Density: In DBSCAN, density is defined as the number of data points within a given radius (epsilon, ε) of a particular point. The density of a point is important because it determines whether the point is a core point, a border point, or a noise point.

Neighborhood: In DBSCAN, the neighborhood of a point is defined as the set of points within a distance of ε from that point. The neighborhood of a point is important because it is used to determine whether a point is a core point or a border point.

The main idea behind DBSCAN is that a point belongs to a cluster if it is close to many points from that cluster.

There are two key parameters of DBSCAN:

eps: The distance that specifies the neighborhoods. Two points are considered to be neighbors if the distance between them are less than or equal to eps.
minPts: Minimum number of data points to define a cluster.


Based on these two parameters, points are classified as core point, border point, or outlier:

Core point: A point is a core point if there are at least minPts number of points (including the point itself) in its surrounding area with radius eps.
Border point: A point is a border point if it is reachable from a core point and there are less than minPts number of points within its surrounding area.
Outlier: A point is an outlier if it is not a core point and not reachable from any core points.


![image.png](attachment:image.png)

In this case, minPts is 4. Red points are core points because there are at least 4 points within their surrounding area with radius eps. This area is shown with the circles in the figure. The yellow points are border points because they are reachable from a core point and have less than 4 points within their neighborhood. Reachable means being in the surrounding area of a core point. The points B and C have two points (including the point itself) within their neigborhood (i.e. the surrounding area with a radius of eps). Finally N is an outlier because it is not a core point and cannot be reached from a core point.

#### Algorithm 

- minPts and eps (ε) are determined.

- For each point in the dataset, the algorithm counts the number of points within a distance ε of that point. If this number is greater than or equal to a specified threshold (minPts), the point is classified as a core point. Otherwise, the point is classified as a border point or a noise point.
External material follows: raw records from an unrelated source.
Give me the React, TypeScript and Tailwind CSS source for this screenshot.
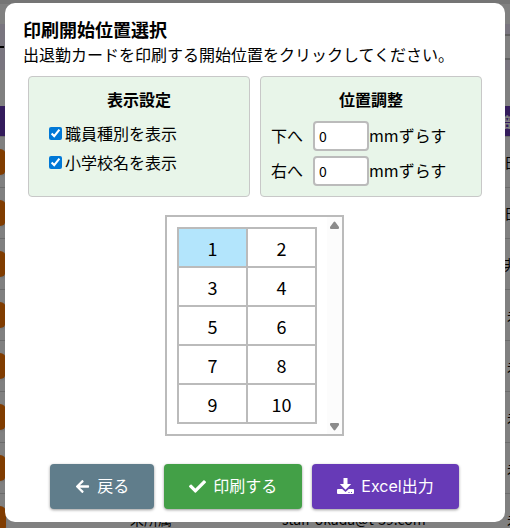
import type { ReactNode } from "react";
import { FaArrowLeft, FaCheck } from "react-icons/fa";

// ── Data ─────────────────────────────────────────────────────────────────────

const STAFF = [
  { id: 1, group: "", email: "", place: "日勤職員" },
  { id: 2, group: "", email: "", place: "日勤職員" },
  { id: 3, group: "", email: "", place: "非常勤務" },
  { id: 4, group: "", email: "", place: "未所属" },
  { id: 5, group: "", email: "", place: "未所属" },
  { id: 6, group: "", email: "", place: "未所属" },
  { id: 7, group: "", email: "", place: "未所属" },
  { id: 8, group: "未所属", email: "staff-okada@t-39.com", place: "未所属" },
];

const POSITION_ROWS = [
  [1, 2],
  [3, 4],
  [5, 6],
  [7, 8],
  [9, 10],
];

// ── Staff list behind the dialog ─────────────────────────────────────────────

function StaffList() {
  return (
    <div className="h-full overflow-hidden bg-[#808080] text-sm" aria-hidden="true">
      <div className="h-1 bg-[#757575]" />
      <div className="h-5" />
      <div className="flex h-[46px] items-center justify-between bg-[#79757f]">
        <div className="h-[2px] w-1 bg-black" />
        <div className="h-[26px] w-2 border-y-2 border-[#606060] bg-[#808080]" />
      </div>
      <div className="h-9" />
      <div className="flex h-[30px] items-center justify-end bg-[#341c5c]">
        <span className="w-[7px] overflow-hidden whitespace-nowrap font-bold text-[#808080]">部</span>
      </div>
      {STAFF.map((s) => (
        <div key={s.id} className="flex h-[51px] items-center border-t border-[#6c6c6c]">
          <div className="h-[26px] w-[6px] shrink-0 rounded-r-md bg-[#803c00] shadow" />
          <span className="ml-[124px] w-[152px] shrink-0">{s.group}</span>
          <span className="w-[222px] shrink-0">{s.email}</span>
          <span className="w-12 shrink-0 whitespace-nowrap text-center">{s.place}</span>
        </div>
      ))}
    </div>
  );
}

// ── Dialog parts ─────────────────────────────────────────────────────────────

function Panel({ title, children }: { title: string; children: ReactNode }) {
  return (
    <section className="min-h-[121px] flex-1 rounded border border-[#c8c8c8] bg-[#e8f5e9] px-[10px] pt-[10px]">
      <h3 className="text-center font-bold leading-6">{title}</h3>
      {children}
    </section>
  );
}

function CheckRow({ label }: { label: string }) {
  return (
    <label className="flex h-[29px] items-center gap-[3px] pl-[10px]">
      <input type="checkbox" defaultChecked className="size-[13px] accent-[#0078d7]" />
      <span className="pb-[2px]">{label}</span>
    </label>
  );
}

function OffsetRow({ id, label }: { id: string; label: string }) {
  return (
    <div className="flex items-center pb-[5px]">
      <label htmlFor={id} className="w-[42px] pb-[2px]">{label}</label>
      <input
        id={id}
        type="text"
        inputMode="numeric"
        defaultValue="0"
        className="h-[30px] w-14 rounded border-2 border-[#bbb] bg-white px-1 text-sm"
      />
      <span className="pb-[2px]">mmずらす</span>
    </div>
  );
}

function PositionPicker() {
  return (
    <div className="mx-auto flex border-2 border-[#bbb]">
      <table className="m-[10px] border-collapse text-lg leading-6">
        <tbody>
          {POSITION_ROWS.map((row) => (
            <tr key={row[0]}>
              {row.map((n) => (
                <td
                  key={n}
                  className={`h-[39px] w-[69px] cursor-pointer border-2 border-[#bbb] p-0 text-center ${n === 1 ? "bg-[#b3e5fc]" : ""}`}
                >
                  {n}
                </td>
              ))}
            </tr>
          ))}
        </tbody>
      </table>
      <div className="flex w-[15px] flex-col items-center justify-between bg-[#fcfcfc] pb-[3px] pt-1">
        <svg width="9" height="8" viewBox="0 0 9 8" fill="#8b8b8b">
          <path d="M3.5 1.2a1.2 1.2 0 0 1 2 0L9 6v1q0 1-1 1H1Q0 8 0 7V6z" />
        </svg>
        <svg width="9" height="8" viewBox="0 0 9 8" fill="#8b8b8b">
          <path d="M3.5 6.8a1.2 1.2 0 0 0 2 0L9 2V1q0-1-1-1H1Q0 0 0 1v1z" />
        </svg>
      </div>
    </div>
  );
}

function DownloadIcon() {
  return (
    <svg width="17" height="17" viewBox="0 0 17 17" fill="currentColor">
      <path d="M6.5 0h4v6h3.7L8.5 11.7 2.8 6h3.7z" />
      <path fillRule="evenodd" d="M1 11h4.2l3.3 3 3.3-3H16q1 0 1 1v3q0 1-1 1H1q-1 0-1-1v-3q0-1 1-1zm10.5 3v1h1v-1zm2.5 0v1h1v-1z" />
    </svg>
  );
}

function ActionButton({ icon, label, className }: { icon: ReactNode; label: string; className: string }) {
  return (
    <button
      type="button"
      className={`flex h-[45px] items-center gap-[7px] rounded px-[25px] font-['Inter','Noto_Sans_CJK_JP',sans-serif] text-white shadow-[0_1px_3px_rgba(0,0,0,0.4)] ${className}`}
    >
      {icon}
      <span className="pb-[2px]">{label}</span>
    </button>
  );
}

// ── App ──────────────────────────────────────────────────────────────────────

export default function App() {
  return (
    <div className="relative h-screen overflow-hidden font-['Noto_Sans_CJK_JP','Noto_Sans',sans-serif] text-base text-black">
      <StaffList />
      <div
        role="dialog"
        aria-labelledby="dialog-title"
        className="absolute inset-x-[5px] top-[3px] flex flex-col rounded-[10px] bg-white pb-[13px] pl-[18px] pr-[19px] pt-[13px]"
      >
        <h2 id="dialog-title" className="text-lg font-bold leading-[26px]">印刷開始位置選択</h2>
        <p className="leading-6">出退勤カードを印刷する開始位置をクリックしてください。</p>
        <div className="ml-[5px] mr-1 mt-[10px] flex gap-[10px]">
          <Panel title="表示設定">
            <div className="pt-2">
              <CheckRow label="職員種別を表示" />
              <CheckRow label="小学校名を表示" />
            </div>
          </Panel>
          <Panel title="位置調整">
            <div className="pt-[10px]">
              <OffsetRow id="offset-down" label="下へ" />
              <OffsetRow id="offset-right" label="右へ" />
            </div>
          </Panel>
        </div>
        <div className="mt-[18px] flex">
          <PositionPicker />
        </div>
        <div className="mt-[28px] flex justify-center gap-[10px]">
          <ActionButton icon={<FaArrowLeft className="size-[15px]" />} label="戻る" className="bg-[#607d8b]" />
          <ActionButton icon={<FaCheck className="size-[17px]" />} label="印刷する" className="bg-[#43a047]" />
          <ActionButton icon={<DownloadIcon />} label="Excel出力" className="bg-[#673ab7]" />
        </div>
      </div>
    </div>
  );
}
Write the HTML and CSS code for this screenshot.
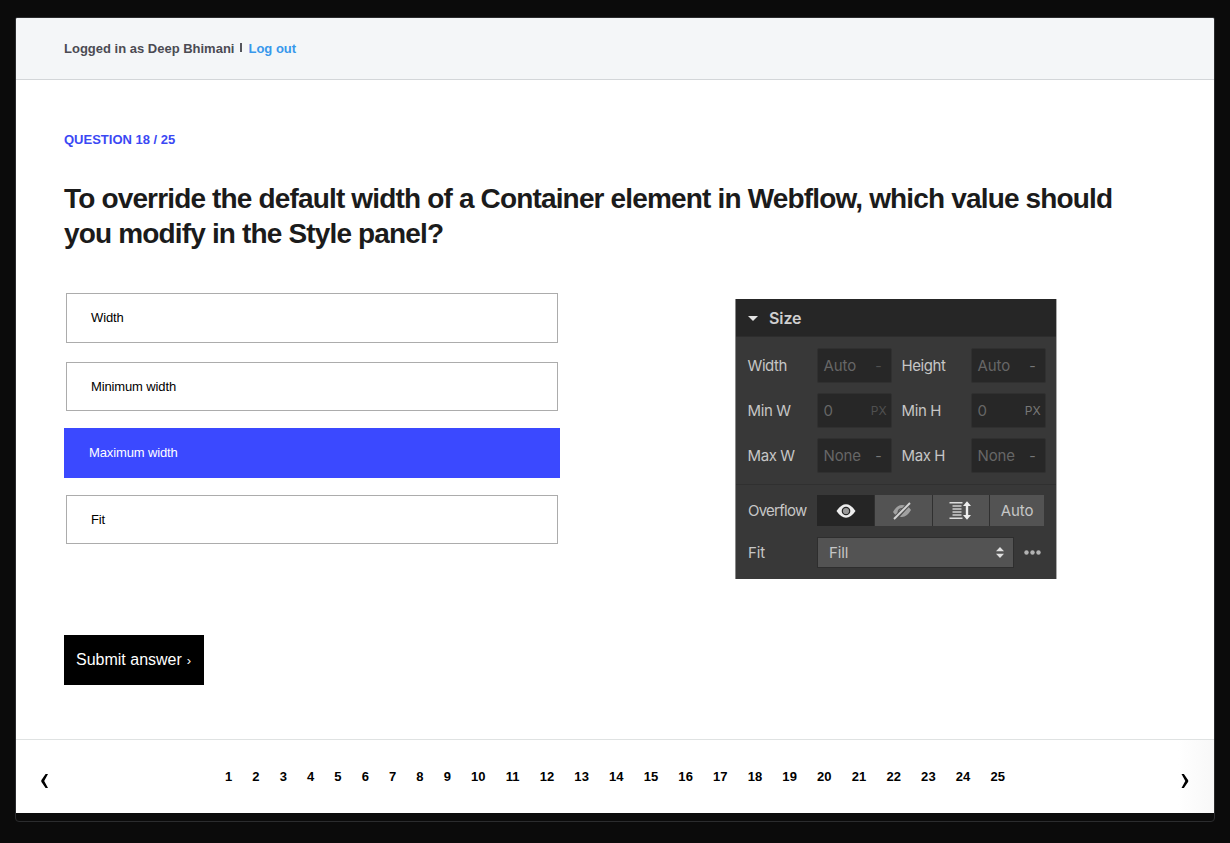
FILE: index.html
```html
<!DOCTYPE html>
<html lang="en">
<head>
<meta charset="utf-8">
<title>Question 18 / 25</title>
<link rel="stylesheet" href="styles.css">
</head>
<body>
<div class="window">
  <header class="topbar"><span class="user">Logged in as Deep Bhimani</span><span class="divider"></span><a class="logout">Log out</a></header>
  <main class="content">
    <div class="counter">QUESTION 18 / 25</div>
    <h1 class="title">To override the default width of a Container element in Webflow, which value should<br>you modify in the Style panel?</h1>
    <div class="columns">
      <div class="answers">
        <div class="answer tall">Width</div>
        <div class="answer">Minimum width</div>
        <div class="answer selected">Maximum width</div>
        <div class="answer">Fit</div>
        <button class="submit"><span>Submit answer</span><span class="submit-arrow">›</span></button>
      </div>
      <section class="panel">
        <div class="panel-head"><svg width="10" height="5" viewBox="0 0 10 5"><path d="M0 0h10L5 5z" fill="#e4e4e4"/></svg><span>Size</span></div>
        <div class="sizes">
          <label>Width</label><div class="field">Auto<i class="dim dash">-</i></div><label>Height</label><div class="field">Auto<i class="dash">-</i></div>
          <label>Min W</label><div class="field">0<i class="dim">PX</i></div><label>Min H</label><div class="field">0<i>PX</i></div>
          <label>Max W</label><div class="field">None<i class="dash">-</i></div><label>Max H</label><div class="field">None<i class="dash">-</i></div>
        </div>
        <div class="options">
          <div class="option-row">
            <label class="overflow-label">Overflow</label>
            <div class="segments">
              <div class="segment active"><svg width="20" height="14" viewBox="0 0 20 14"><path d="M.5 7Q5 .3 10 .3T19.500 7Q15 13.700 10 13.700T.5 7z" fill="#eee"/><circle cx="10" cy="7" r="4.300" fill="#262626"/><circle cx="10" cy="7" r="3.100" fill="#999"/></svg></div>
              <div class="segment"><svg width="20" height="18" viewBox="0 0 20 18"><path d="M1 10Q5 3 10 3q2 0 4 1L5 14Q2.500 12.500 1 10zM19 8Q15 15 10 15q-1.200 0-2-.3L16.500 5Q18 6.300 19 8z" fill="#a0a0a0"/><path d="M7 12q-1.500-2 0-4t4-1" fill="none" stroke="#555" stroke-width="1.300"/><path d="M2 17L18 1" stroke="#555" stroke-width="4"/><path d="M2 17L18 1" stroke="#d4d4d4" stroke-width="1.900"/></svg></div>
              <div class="segment"><svg width="22" height="19" viewBox="0 0 22 19"><path d="M.5 1.700h13M.5 17.300h13" stroke="#ddd" stroke-width="1.400"/><path d="M3.500 5h9M3.500 8h9M3.500 11h9M3.500 14h9" stroke="#b0b0b0" stroke-width="2"/><path d="M18 3v13" stroke="#eee" stroke-width="2.400"/><path d="M18 .3L22 5h-8zM18 18.700L22 14h-8z" fill="#eee"/></svg></div>
              <div class="segment">Auto</div>
            </div>
          </div>
          <div class="option-row fit-row">
            <label class="overflow-label">Fit</label>
            <div class="select"><span>Fill</span><svg width="8" height="11" viewBox="0 0 8 11"><path d="M0 4.300L4 0l4 4.300zM0 6.700L4 11l4-4.300z" fill="#e0e0e0"/></svg></div>
            <svg class="more" width="17" height="5" viewBox="0 0 17 5"><g fill="#b2b2b2"><circle cx="2.500" cy="2.500" r="2.200"/><circle cx="8.500" cy="2.500" r="2.200"/><circle cx="14.500" cy="2.500" r="2.200"/></g></svg>
          </div>
        </div>
      </section>
    </div>
  </main>
  <nav class="pager">
    <svg class="chevron" width="9" height="14" viewBox="0 0 9 14"><path d="M5.600 0H8L4.200 7l3.800 7H5.600L1.300 7.700V6.300z" fill="#000"/></svg>
    <div class="pages"><a>1</a><a>2</a><a>3</a><a>4</a><a>5</a><a>6</a><a>7</a><a>8</a><a>9</a><a>10</a><a>11</a><a>12</a><a>13</a><a>14</a><a>15</a><a>16</a><a>17</a><a>18</a><a>19</a><a>20</a><a>21</a><a>22</a><a>23</a><a>24</a><a>25</a></div>
    <svg class="chevron" width="9" height="14" viewBox="0 0 9 14"><path d="M2.900 0H.5L4.300 7 .5 14h2.400L7.200 7.700V6.300z" fill="#000"/></svg>
  </nav>
</div>
</body>
</html>
```
FILE: styles.css
```css
* { box-sizing: border-box; }
body {
  margin: 0;
  height: 843px;
  padding: 17px 15px 21px;
  background: #0b0b0b;
  font-family: "Liberation Sans", Arial, sans-serif;
  overflow: hidden;
}
.window {
  width: 1200px;
  height: 805px;
  border: 1px solid #2b2c2e;
  border-radius: 2px 2px 4px 4px;
  overflow: hidden;
}
.topbar {
  height: 62px;
  display: flex;
  align-items: center;
  padding: 0 48px;
  background: #f4f6f8;
  border-bottom: 1px solid #d3d6d9;
  font-size: 13px;
  font-weight: bold;
  color: #4b4b53;
}
.divider { width: 2px; height: 9px; margin: -3px 6px 0 6px; background: #55555c; }
.logout { color: #3898ec; }
.content { height: 659px; padding: 52px 48px 0; background: #fff; }
.counter { font-size: 13px; line-height: 16px; font-weight: bold; color: #3b48f4; }
.title { margin: 33px 0 0; font-size: 28px; line-height: 35px; color: #1b1b1b; white-space: nowrap; letter-spacing: -.84px; }
.columns { display: flex; padding-top: 42px; }
.answers { width: 672px; }
.answer {
  width: 492px;
  height: 49px;
  margin: 0 2px 18px;
  padding-left: 24px;
  border: 1px solid #acacac;
  display: flex;
  align-items: center;
  font-size: 13px;
  letter-spacing: -.13px;
  color: #000;
}
.answer.tall { height: 50px; margin-bottom: 19px; padding-bottom: 2px; }
.answer.selected { width: 496px; height: 50px; margin: -1px 0 17px; padding: 0 0 2px 25px; border: 0; background: #3b49ff; color: #fff; }
.submit {
  display: flex;
  align-items: center;
  width: 140px;
  height: 50px;
  margin-top: 91px;
  padding: 0 12px;
  border: 0;
  background: #000;
  color: #fff;
  font: 16px "Liberation Sans", Arial, sans-serif;
}
.submit-arrow { margin-left: 5px; font-size: 13px; }
.panel {
  width: 320px;
  height: 280px;
  margin-top: 6px;
  background: #383838;
  color: #c6c6c6;
  font: 15px Inter, sans-serif;
  letter-spacing: -.1px;
  box-shadow: -1px 0 #888, 1px 0 #aaa;
}
.panel-head {
  height: 38px;
  padding-left: 12px;
  display: flex;
  align-items: center;
  gap: 11px;
  background: #262626;
  border-bottom: 1px solid #2d2d2d;
  font-weight: 600;
  font-size: 16px;
  color: #d0d0d0;
}
.panel-head svg { margin-top: 2px; }
.sizes {
  display: grid;
  grid-template-columns: 69px 85px 69px 75px;
  grid-auto-rows: 35px;
  row-gap: 10px;
  align-items: center;
  height: 148px;
  padding: 11px 0 0 11.500px;
  border-bottom: 1px solid #303030;
}
.sizes label { letter-spacing: -.4px; }
.field {
  width: 75px;
  height: 35px;
  padding: 0 9px 0 6px;
  display: flex;
  align-items: center;
  justify-content: space-between;
  background: #272727;
  border: 1px solid #303030;
  border-radius: 2px;
  color: #666;
}
.field i { font-style: normal; font-size: 12px; color: #777; margin-right: -5px; }
.field .dim { color: #505050; }
.field .dash { margin-right: 0; font-size: 14px; }
.options { padding: 9px 11px 0 12px; }
.option-row { display: flex; align-items: center; height: 33px; }
.overflow-label { width: 69px; letter-spacing: -.75px; }
.fit-row .overflow-label { letter-spacing: -.1px; }
.segments { display: grid; grid-template-columns: 57px 57px 56px 54px; gap: 1px; height: 31px; background: #303030; }
.segment { display: flex; align-items: center; justify-content: center; background: #535353; }
.segment.active { background: #252525; }
.segment:nth-child(2) svg { margin-right: 3px; }
.segment:nth-child(3) svg { margin-right: 2px; }
.fit-row { margin-top: 9px; }
.select { width: 197px; height: 31px; margin-left: 0; padding: 0 9px 0 11px; display: flex; align-items: center; justify-content: space-between; background: #535353; border: 1px solid #2e2e2e; }
.more { margin-left: 10px; }
.pager {
  display: flex;
  align-items: center;
  justify-content: space-between;
  height: 74px;
  padding: 0 24px;
  border-top: 1px solid #dfe2e2;
  background: linear-gradient(90deg, #fff 97%, #f8f8f8);
}
.chevron { margin-top: 9px; }
.pages { display: flex; gap: 20px; font-size: 13px; font-weight: bold; color: #000; letter-spacing: .1px; }
```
- For each core point, the algorithm forms a cluster by connecting it to all other core points within a distance ε. If two core points are connected, they belong to the same cluster.

- Any border point that is not part of a cluster is labeled as noise.

- The algorithm repeats steps 2 and 3 until all points have been assigned to a cluster or labeled as noise.

#### Is there any relation between DBSCAN and Spectral Clustering? If so, what is it?

DBSCAN and Spectral Clustering are two different clustering algorithms, but they do share some similarities.

Spectral Clustering is a graph-based clustering algorithm that works by representing the data points as nodes in a graph and clustering them based on the graph structure. The algorithm first constructs an affinity matrix that measures the similarity between pairs of data points, and then uses spectral decomposition to cluster the data points based on the eigenvectors of the affinity matrix.

DBSCAN, on the other hand, is a density-based clustering algorithm that works by identifying regions of high density in the data and grouping the data points in those regions into clusters.

One way in which DBSCAN and Spectral Clustering are related is that they can both be used to cluster data that is not linearly separable. Spectral Clustering can identify non-linearly separable clusters by projecting the data onto a lower-dimensional space using the eigenvectors of the affinity matrix, while DBSCAN can identify clusters of arbitrary shape by grouping data points based on their density.